## SET EXERCISE
Please transcribe the listing below in full and word for word, without its pictures.

## DATA EXTRACT
------------------------------------------------------------------------

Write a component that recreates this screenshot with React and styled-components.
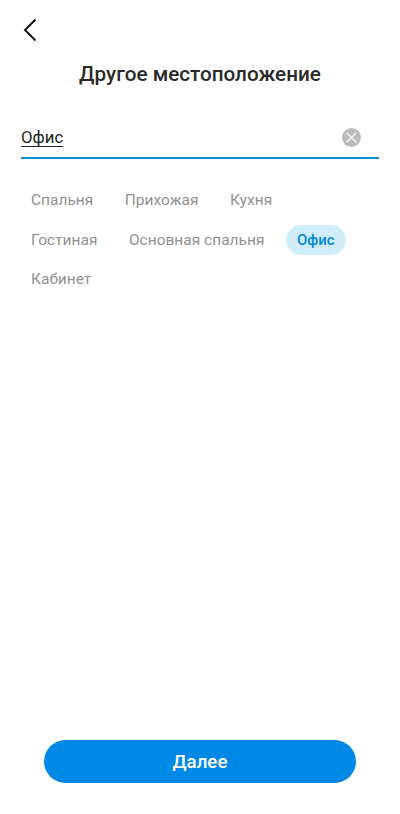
import styled, { createGlobalStyle } from "styled-components"

const locations = [
    { name: "Спальня" },
    { name: "Прихожая" },
    { name: "Кухня" },
    { name: "Гостиная" },
    { name: "Основная спальня" },
    { name: "Офис", selected: true },
    { name: "Кабинет" },
]

export default function App() {
    return (
        <>
            <GlobalStyle />
            <Page>
                <BackButton aria-label="Назад">
                    <svg width="14" height="24" viewBox="0 0 14 24" fill="none">
                        <path d="M12.5 1.5L2 12l10.5 10.5" stroke="#111" strokeWidth="2" />
                    </svg>
                </BackButton>
                <Title>Другое местоположение</Title>
                <Field>
                    <FieldValue>Офис</FieldValue>
                    <ClearButton aria-label="Очистить">
                        <svg width="19" height="19" viewBox="0 0 19 19">
                            <circle cx="9.5" cy="9.5" r="9.5" fill="#bdbdbd" />
                            <path d="M4.7 4.7l9.6 9.6M14.3 4.7l-9.6 9.6" stroke="#f4f4f4" strokeWidth="1.5" />
                        </svg>
                    </ClearButton>
                </Field>
                <Chips>
                    {locations.map((item) => (
                        <Chip key={item.name} $selected={item.selected}>{item.name}</Chip>
                    ))}
                </Chips>
                <Footer>
                    <NextButton>Далее</NextButton>
                </Footer>
            </Page>
        </>
    )
}

const GlobalStyle = createGlobalStyle`
html, body {
    margin: 0;
    padding: 0;
    background: #ffffff;
}
* {
    box-sizing: border-box;
}
`

const Page = styled.div`
width: 400px;
height: 814px;
display: flex;
flex-direction: column;
padding: 18px 21px 31px 21px;
font-family: Roboto, sans-serif;
background: #ffffff;
`

const BackButton = styled.button`
width: 14px;
height: 24px;
padding: 0;
margin-left: 2px;
border: none;
background: none;
display: block;
`

const Title = styled.h1`
margin: 20px 0 0 0;
font-size: 20.7px;
line-height: 24px;
font-weight: 500;
color: #2a2a2a;
text-align: center;
`

const Field = styled.div`
height: 42px;
margin-top: 31px;
display: flex;
align-items: center;
justify-content: space-between;
padding-right: 18px;
border-bottom: 2px solid #0a8fd8;
`

const FieldValue = styled.span`
font-size: 16.8px;
color: #222222;
text-decoration: underline;
text-underline-offset: 3px;
text-decoration-thickness: 1px;
`

const ClearButton = styled.button`
width: 19px;
height: 19px;
padding: 0;
border: none;
background: none;
display: block;
`

const Chips = styled.div`
margin-top: 26px;
display: flex;
flex-wrap: wrap;
column-gap: 11.5px;
row-gap: 9.5px;
`

const Chip = styled.div`
height: 30px;
padding: 0 ${(props) => (props.$selected ? "11px" : "10px")};
border-radius: 15px;
display: flex;
align-items: center;
font-size: ${(props) => (props.$selected ? "15px" : "15.5px")};
font-weight: ${(props) => (props.$selected ? 500 : 400)};
color: ${(props) => (props.$selected ? "#0088e0" : "#919191")};
background: ${(props) => (props.$selected ? "#d0ecfb" : "transparent")};
`

const Footer = styled.div`
margin-top: auto;
display: flex;
justify-content: center;
`

const NextButton = styled.button`
width: 312px;
height: 43px;
border: none;
border-radius: 22px;
background: #0088e6;
color: #ffffff;
font-family: Roboto, sans-serif;
font-size: 18.7px;
font-weight: 500;
`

------------------------------------------------------------------------

## ANSWER TO THE PROBLEM
Write a component that recreates this screenshot with React and styled-components.
import styled, { createGlobalStyle } from "styled-components"

const locations = [
    { name: "Спальня" },
    { name: "Прихожая" },
    { name: "Кухня" },
    { name: "Гостиная" },
    { name: "Основная спальня" },
    { name: "Офис", selected: true },
    { name: "Кабинет" },
]

export default function App() {
    return (
        <>
            <GlobalStyle />
            <Page>
                <BackButton aria-label="Назад">
                    <svg width="14" height="24" viewBox="0 0 14 24" fill="none">
                        <path d="M12.5 1.5L2 12l10.5 10.5" stroke="#111" strokeWidth="2" />
                    </svg>
                </BackButton>
                <Title>Другое местоположение</Title>
                <Field>
                    <FieldValue>Офис</FieldValue>
                    <ClearButton aria-label="Очистить">
                        <svg width="19" height="19" viewBox="0 0 19 19">
                            <circle cx="9.5" cy="9.5" r="9.5" fill="#bdbdbd" />
                            <path d="M4.7 4.7l9.6 9.6M14.3 4.7l-9.6 9.6" stroke="#f4f4f4" strokeWidth="1.5" />
                        </svg>
                    </ClearButton>
                </Field>
                <Chips>
                    {locations.map((item) => (
                        <Chip key={item.name} $selected={item.selected}>{item.name}</Chip>
                    ))}
                </Chips>
                <Footer>
                    <NextButton>Далее</NextButton>
                </Footer>
            </Page>
        </>
    )
}

const GlobalStyle = createGlobalStyle`
html, body {
    margin: 0;
    padding: 0;
    background: #ffffff;
}
* {
    box-sizing: border-box;
}
`

const Page = styled.div`
width: 400px;
height: 814px;
display: flex;
flex-direction: column;
padding: 18px 21px 31px 21px;
font-family: Roboto, sans-serif;
background: #ffffff;
`

const BackButton = styled.button`
width: 14px;
height: 24px;
padding: 0;
margin-left: 2px;
border: none;
background: none;
display: block;
`

const Title = styled.h1`
margin: 20px 0 0 0;
font-size: 20.7px;
line-height: 24px;
font-weight: 500;
color: #2a2a2a;
text-align: center;
`

const Field = styled.div`
height: 42px;
margin-top: 31px;
display: flex;
align-items: center;
justify-content: space-between;
padding-right: 18px;
border-bottom: 2px solid #0a8fd8;
`

const FieldValue = styled.span`
font-size: 16.8px;
color: #222222;
text-decoration: underline;
text-underline-offset: 3px;
text-decoration-thickness: 1px;
`

const ClearButton = styled.button`
width: 19px;
height: 19px;
padding: 0;
border: none;
background: none;
display: block;
`

const Chips = styled.div`
margin-top: 26px;
display: flex;
flex-wrap: wrap;
column-gap: 11.5px;
row-gap: 9.5px;
`

const Chip = styled.div`
height: 30px;
padding: 0 ${(props) => (props.$selected ? "11px" : "10px")};
border-radius: 15px;
display: flex;
align-items: center;
font-size: ${(props) => (props.$selected ? "15px" : "15.5px")};
font-weight: ${(props) => (props.$selected ? 500 : 400)};
color: ${(props) => (props.$selected ? "#0088e0" : "#919191")};
background: ${(props) => (props.$selected ? "#d0ecfb" : "transparent")};
`

const Footer = styled.div`
margin-top: auto;
display: flex;
justify-content: center;
`

const NextButton = styled.button`
width: 312px;
height: 43px;
border: none;
border-radius: 22px;
background: #0088e6;
color: #ffffff;
font-family: Roboto, sans-serif;
font-size: 18.7px;
font-weight: 500;
`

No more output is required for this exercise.